• EXERCISE DIRECTIONS
Search the material for the word "that" and report each line where it turns up.

• SOURCE DATA
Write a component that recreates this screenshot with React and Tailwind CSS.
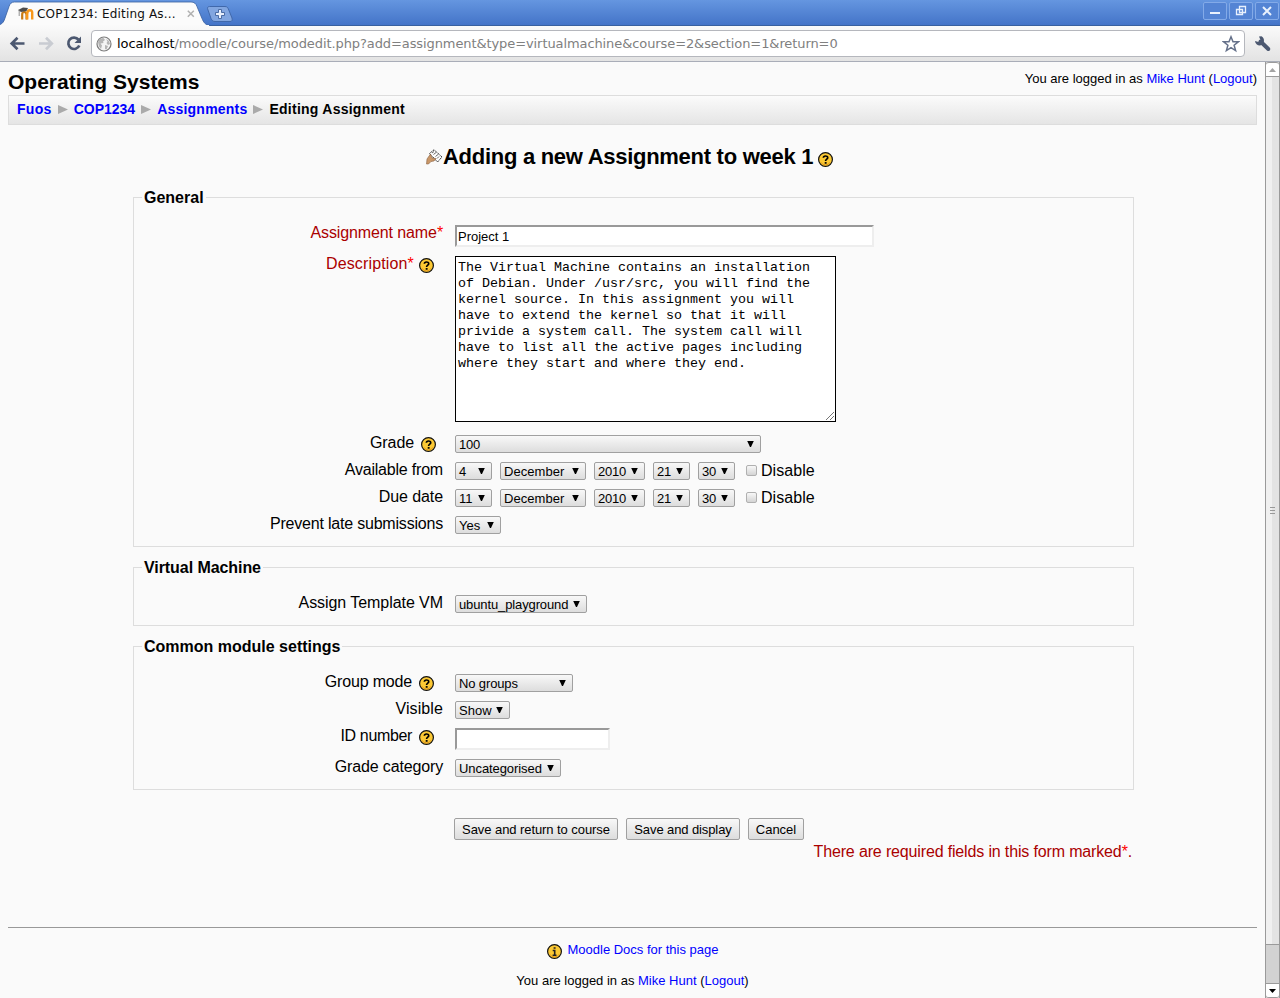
import React from "react";

const ui = "font-['Liberation_Sans',sans-serif]";

function HelpIcon({ glyph = "?", className = "" }) {
  return (
    <svg width="16" height="16" viewBox="0 0 16 16" className={`shrink-0 ${className}`}>
      <circle cx="7.5" cy="7.500" r="6.900" fill="#fcc934" stroke="#111" strokeWidth="1.200" />
      <path d="M2.800 10.200a5.400 5.400 0 0 0 9.400 0" fill="none" stroke="#e39a1c" strokeWidth="1" />
      {glyph === "?" ? (
        <g fill="none" stroke="#000" strokeWidth="1.700">
          <path d="M5.400 5.800C5.400 3.400 9.700 3.400 9.700 5.700C9.700 7.300 7.600 7 7.600 9" />
          <path d="M6.700 10.900h1.900" />
        </g>
      ) : (
        <g fill="none" stroke="#222" strokeWidth="1.600">
          <path d="M6.600 4h2M5.700 6.500h2v4.600M5.600 11.200h3.900" />
        </g>
      )}
    </svg>
  );
}

function Select({ children, className = "" }) {
  return (
    <div className={`flex h-[18px] items-center justify-between rounded-[2px] border border-[#a0a0a0] bg-linear-to-b from-[#f8f8f8] to-[#dddddd] pr-[6px] pl-[3px] text-[13px] leading-[16px] whitespace-nowrap text-black ${className}`}>
      <span className="pt-px">{children}</span>
      <svg width="7" height="6" viewBox="0 0 7 6" className="mb-px shrink-0"><path d="M0.200 0h6.600L4 6H3z" fill="#000" /></svg>
    </div>
  );
}

function Row({ label, required, help, helpClass = "mr-[8px] ml-[7px]", labelClass = "", children, className = "" }) {
  return (
    <div className={`flex items-start ${className}`}>
      <div className={`-mt-px flex h-[18px] w-[309px] shrink-0 justify-end text-[16px] leading-[18px] whitespace-nowrap ${required ? "text-[#aa0000]" : "text-black"} ${labelClass}`}>
        <span>{label}{required && <span className="text-[#ff0000]">*</span>}</span>
        {help && <HelpIcon className={`mt-[3px] ${helpClass}`} />}
      </div>
      <div className="ml-[12px] flex items-start">{children}</div>
    </div>
  );
}

function Group({ title, titleClass = "", children }) {
  return (
    <fieldset className="mb-[10px] w-[1001px] border border-[#dddddd] pb-[12px]">
      <legend className={`ml-[8px] h-[20px] px-[2px] text-[16px] leading-[22px] font-bold ${titleClass}`}>{title}</legend>
      <div className="pt-[18px]">{children}</div>
    </fieldset>
  );
}

function DateRow({ label, day, labelClass }) {
  return (
    <Row label={label} className="mt-[9px]" labelClass={labelClass}>
      <Select className="w-[37px]">{day}</Select>
      <Select className="ml-[8px] w-[86px] tracking-[0.05px]">December</Select>
      <Select className="ml-[8px] w-[51px] tracking-[-0.2px]">2010</Select>
      <Select className="ml-[8px] w-[37px] tracking-[-0.2px]">21</Select>
      <Select className="ml-[8px] w-[37px] tracking-[-0.2px]">30</Select>
      <span className="mt-[3px] ml-[11px] h-[11px] w-[11px] rounded-[2px] border border-[#b0b0b0] bg-linear-to-b from-[#f8f8f8] to-[#d4d4d4]" />
      <span className="ml-[4px] text-[16px] leading-[18px] tracking-[0.05px]">Disable</span>
    </Row>
  );
}

function Button({ children, className }) {
  return (
    <button type="button" className={`h-[22px] rounded-[2px] border border-[#a0a0a0] bg-linear-to-b from-[#f8f8f8] to-[#dddddd] pt-px text-center text-[13px] leading-[20px] whitespace-nowrap text-black ${className}`}>{children}</button>
  );
}

function LoginInfo({ className }) {
  return (
    <div className={`text-[13px] leading-[16px] whitespace-nowrap ${className}`}>
      You are logged in as <a className="text-[#0000ff]">Mike Hunt</a> (<a className="text-[#0000ff]">Logout</a>)
    </div>
  );
}

function WindowButton({ children }) {
  return (
    <div className="flex h-[18px] w-[24px] items-center justify-center rounded-[2px] border border-[#83aae8] bg-[#5484d4]">
      <svg width="14" height="14" viewBox="0 0 14 14" fill="none" stroke="#e9f1fd" strokeWidth="2">{children}</svg>
    </div>
  );
}

function TabStrip() {
  return (
    <div className="flex h-[26px] items-start border-b border-[#38609f] bg-linear-to-b from-[#6596e0] to-[#4474c8]">
      <div className="relative h-[26px] w-[210px]">
        <svg width="240" height="26" viewBox="0 0 240 26" className="absolute top-0 left-0">
          <path d="M0 26V24.500C3 23.500 4 21 5 18L9 6.500C10 3.500 11.500 2 14.500 2H191C194 2 196 3.500 197 6.500L202 18.500C203.500 22 205 25 210 25.500V26z" fill="#fbfbfb" stroke="#38609f" strokeWidth="0.800" />
          <path d="M0 25.500H209" stroke="#fafafa" />
          <path d="M209.500 6.500H225C227.500 6.500 228 8 228.800 10L232 18C232.500 20 232 21.500 230 21.500H215C213 21.500 212 20.500 211 18.500L208 10C207 8 207.500 6.500 209.500 6.500z" fill="#82a6e0" stroke="#4068ab" />
          <path d="M218.500 9.500h3v3h3v3h-3v3h-3v-3h-3v-3h3z" fill="#e8effb" stroke="#4b6ca5" strokeWidth="1" />
        </svg>
        <div className="relative flex h-[26px] items-center pt-px pl-[18px]">
          <svg width="17" height="14" viewBox="0 0 17 14" className="shrink-0">
            <path d="M4.200 12.500V7.500Q4.200 5 6.200 5T8.500 7.500V12.500" fill="none" stroke="#c77a14" strokeWidth="2.200" />
            <path d="M9.200 12.500V7Q9.200 3.300 11.900 3.300T14.200 7V12.500" fill="none" stroke="#f7971a" strokeWidth="2.400" />
            <path d="M0 3L5 0.500l5 0.500L8.500 4 3 5z" fill="#4c4c4c" />
            <path d="M1.200 3v6" stroke="#777" strokeWidth="0.800" />
          </svg>
          <span className="ml-[2px] w-[147px] font-['DejaVu_Sans',sans-serif] text-[12px] leading-[16px] tracking-[0.170px] whitespace-nowrap text-[#111]">COP1234: Editing As...</span>
          <svg width="8" height="8" viewBox="0 0 8 8" className="ml-[3px] shrink-0"><path d="M0.800 0.800l6 6M6.800 0.800l-6 6" stroke="#b0b0b0" strokeWidth="1.500" /></svg>
        </div>
      </div>
      <div className="mt-[2px] mr-px ml-auto flex gap-[2px]">
        <WindowButton><path d="M2 9h10" /></WindowButton>
        <WindowButton><path d="M5.500 2.500h6v6h-6zM2.500 5.500h6v5h-6z" strokeWidth="1.300" /></WindowButton>
        <WindowButton><path d="M3 3l8 8M11 3l-8 8" /></WindowButton>
      </div>
    </div>
  );
}

function Toolbar() {
  return (
    <div className="flex h-[36px] items-center border-b border-[#a9adb8] bg-linear-to-b from-[#fafafa] to-[#e3e3e3]">
      <svg width="82" height="20" viewBox="0 0 82 20" className="ml-[9px] shrink-0" fill="none" strokeWidth="2.700">
        <path d="M15.500 9.500H3M8.500 3.700L2.700 9.500 8.500 15.300" stroke="#4c5870" />
        <path d="M30 9.500H42M37 3.700L42.800 9.500 37 15.300" stroke="#c9ccd2" />
        <path d="M69.500 5.700A5.700 5.700 0 1 0 70.300 11.500" stroke="#4c5870" />
        <path d="M72 2.500v6.500h-6.500z" fill="#4c5870" />
      </svg>
      <div className="flex h-[27px] w-[1154px] items-center rounded-[4px] border border-[#b5b7bd] bg-white">
        <svg width="16" height="16" viewBox="0 0 16 16" className="ml-[4px] shrink-0">
          <circle cx="8" cy="8" r="7" fill="#f4f4f4" stroke="#7c7c7c" strokeWidth="1.200" />
          <path d="M2 6C3 3.500 5 2 7.500 2L9 4 7 5.500 7.500 7 4.500 7.500 6 9.500 5 13 3 10.500zM10 3l3 2 1 3-2 1-1.500-2 1-1.500zM9 9l3 1-1.500 3.500L9 13z" fill="#b5b5b5" />
        </svg>
        <span className="ml-[5px] font-['DejaVu_Sans',sans-serif] text-[13px] leading-[18px] tracking-[-0.090px] whitespace-nowrap text-[#808080]"><span className="text-black">localhost</span>/moodle/course/modedit.php?add=assignment&amp;type=virtualmachine&amp;course=2&amp;section=1&amp;return=0</span>
        <svg width="18" height="18" viewBox="0 0 18 18" className="mr-[4px] ml-auto shrink-0"><path d="M9 1.800l2 5h5.300l-4.200 3.400 1.500 5.400L9 12.600l-4.600 3 1.500-5.400L1.700 6.800H7z" fill="#fff" stroke="#65718a" strokeWidth="1.500" /></svg>
      </div>
      <svg width="18" height="18" viewBox="0 0 18 18" className="ml-[9px] shrink-0">
        <path d="M6.500 6.500L14.300 14" stroke="#4c5870" strokeWidth="4" strokeLinecap="round" />
        <path d="M5 1.500L7.500 1.300A5 5 0 0 1 6 10.500 4.800 4.800 0 0 1 1 6L4.500 7 6.500 5z" fill="#4c5870" />
      </svg>
    </div>
  );
}

function Scrollbar() {
  return (
    <div className="flex w-[15px] shrink-0 flex-col border-x border-[#9a9a9a] bg-[#d2d2d2]">
      <div className="flex h-[15px] items-center justify-center rounded-t-[3px] border-y border-[#9a9a9a] bg-white">
        <svg width="7" height="4" viewBox="0 0 7 4"><path d="M0 4L3.500 0 7 4z" fill="#a3a3a3" /></svg>
      </div>
      <div className="flex h-[868px] items-center justify-center border-b border-[#9a9a9a] bg-linear-to-r from-[#f0f0f0] from-50% to-[#e3e3e3] to-50%">
        <div className="flex flex-col gap-[2px]">
          <div className="h-px w-[5px] bg-[#999]" /><div className="h-px w-[5px] bg-[#999]" /><div className="h-px w-[5px] bg-[#999]" />
        </div>
      </div>
      <div className="mt-auto flex h-[15px] items-center justify-center rounded-b-[3px] border-y border-[#9a9a9a] bg-white">
        <svg width="7" height="4" viewBox="0 0 7 4"><path d="M0 0h7L3.500 4z" fill="#000" /></svg>
      </div>
    </div>
  );
}

function Breadcrumbs() {
  const arrow = <svg width="10" height="9" viewBox="0 0 10 9" className="mx-[6px]"><path d="M0 0l10 4.500-10 4.500z" fill="#aaaaaa" /></svg>;
  return (
    <nav className="mx-[8px] flex h-[30px] items-center border border-[#dddddd] bg-linear-to-b from-[#fbfbfb] to-[#e5e5e5] pb-[2px] pl-[8px] text-[14px] leading-[18px] font-bold whitespace-nowrap text-[#0000ff]">
      <a className="tracking-[0.300px]">Fuos</a>{arrow}<a>COP1234</a>{arrow}<a className="tracking-[0.220px]">Assignments</a>{arrow}
      <span className="tracking-[0.250px] text-black">Editing Assignment</span>
    </nav>
  );
}

function AssignmentForm() {
  return (
    <form className="ml-[133px] w-[1001px]">
      <Group title="General">
        <Row label="Assignment name" required labelClass="tracking-[-0.110px]">
          <div className="h-[22px] w-[419px] border-2 border-t-[#999] border-r-[#eee] border-b-[#eee] border-l-[#999] bg-white pl-px text-[13px] leading-[19px]">Project 1</div>
        </Row>
        <Row label="Description" required help helpClass="mr-[8px] ml-[5px]" labelClass="tracking-[0.150px]" className="mt-[9px]">
          <div className="relative h-[166px] w-[381px] border border-black bg-white pt-[3px] pl-[2px] font-['Liberation_Mono',monospace] text-[13.333px] leading-[16px] whitespace-pre">
            {"The Virtual Machine contains an installation\nof Debian. Under /usr/src, you will find the\nkernel source. In this assignment you will\nhave to extend the kernel so that it will\nprivide a system call. The system call will\nhave to list all the active pages including\nwhere they start and where they end."}
            <svg width="8" height="8" viewBox="0 0 8 8" className="absolute right-px bottom-px"><path d="M0 8l8-8M4 8l4-4" stroke="#666" strokeWidth="0.900" /></svg>
          </div>
        </Row>
        <Row label="Grade" help helpClass="mr-[6px] ml-[7px]" className="mt-[13px]" labelClass="tracking-[-0.100px]"><Select className="w-[306px] tracking-[-0.200px]">100</Select></Row>
        <DateRow label="Available from" day="4" labelClass="tracking-[-0.200px]" />
        <DateRow label="Due date" day="11" labelClass="tracking-[-0.080px]" />
        <Row label="Prevent late submissions" className="mt-[9px]" labelClass="tracking-[-0.200px]"><Select className="w-[46px]">Yes</Select></Row>
      </Group>
      <Group title="Virtual Machine" titleClass="tracking-[-0.070px]">
        <Row label="Assign Template VM" labelClass="tracking-[-0.060px]"><Select className="w-[132px] tracking-[-0.120px]">ubuntu_playground</Select></Row>
      </Group>
      <Group title="Common module settings">
        <Row label="Group mode" help labelClass="tracking-[-0.180px]"><Select className="w-[118px] tracking-[-0.130px]">No groups</Select></Row>
        <Row label="Visible" className="mt-[9px]" labelClass="tracking-[0.100px]"><Select className="w-[55px]">Show</Select></Row>
        <Row label="ID number" help className="mt-[9px]" labelClass="tracking-[-0.350px]">
          <div className="h-[22px] w-[155px] border-2 border-t-[#999] border-r-[#eee] border-b-[#eee] border-l-[#999] bg-white" />
        </Row>
        <Row label="Grade category" className="mt-[9px]" labelClass="tracking-[-0.150px]"><Select className="w-[106px] tracking-[-0.080px]">Uncategorised</Select></Row>
      </Group>
      <div className="mt-[28px] ml-[321px] flex gap-[8px]">
        <Button className="w-[164px] tracking-[-0.070px]">Save and return to course</Button>
        <Button className="w-[114px] tracking-[-0.100px]">Save and display</Button>
        <Button className="w-[56px]">Cancel</Button>
      </div>
      <div className="mt-[3px] mr-[2px] text-right text-[16px] leading-[18px] tracking-[-0.150px] text-[#aa0000]">There are required fields in this form marked<span className="text-[#ff0000]">*</span>.</div>
    </form>
  );
}

export default function App() {
  return (
    <div className={`flex h-[998px] w-[1280px] flex-col overflow-hidden bg-[#fafafa] text-black ${ui}`}>
      <TabStrip />
      <Toolbar />
      <div className="flex h-[936px]">
        <main className="w-[1265px]">
          <header className="flex h-[33px] justify-between pr-[8px] pl-[8px]">
            <h1 className="pt-[8px] text-[21px] leading-[24px] font-bold whitespace-nowrap">Operating Systems</h1>
            <LoginInfo className="pt-[9px]" />
          </header>
          <Breadcrumbs />
          <div className="mt-[18px] flex h-[28px] items-center pl-[426px]">
            <svg width="17" height="16" viewBox="0 0 17 16" className="shrink-0">
              <path d="M3.500 4.500L8 0.800 16 8 11.500 13z" fill="#fff" stroke="#222" strokeDasharray="1.500 0.700" />
              <path d="M6 4l2-1.500M7.500 5.500l2.500-2M9.500 7.500l2.500-2M11 9.500l2-2" stroke="#555" strokeWidth="0.900" />
              <path d="M1 10l3.500-5 1.500 4 4 0.500L8 12l-3 .500-2.500 2.500H0.500z" fill="#c99768" stroke="#8a6242" strokeWidth="0.600" />
            </svg>
            <h2 className="text-[22px] leading-[28px] font-bold tracking-[-0.280px] whitespace-nowrap">Adding a new Assignment to week 1</h2>
            <HelpIcon className="mt-[6px] ml-[5px]" />
          </div>
          <div className="h-[16px]" />
          <AssignmentForm />
          <footer className="mx-[8px] mt-[66px] border-t border-[#999]">
            <div className="mt-[14px] flex items-start justify-center pl-px text-[13px] leading-[16px]">
              <HelpIcon glyph="i" className="mt-[2px] mr-[4px]" />
              <a className="text-[#0000ff]">Moodle Docs for this page</a>
            </div>
            <LoginInfo className="mt-[13px] text-center" />
          </footer>
        </main>
        <Scrollbar />
      </div>
    </div>
  );
}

• EXPECTED OUTPUT
Write a component that recreates this screenshot with React and Tailwind CSS.
            {"The Virtual Machine contains an installation\nof Debian. Under /usr/src, you will find the\nkernel source. In this assignment you will\nhave to extend the kernel so that it will\nprivide a system call. The system call will\nhave to list all the active pages including\nwhere they start and where they end."}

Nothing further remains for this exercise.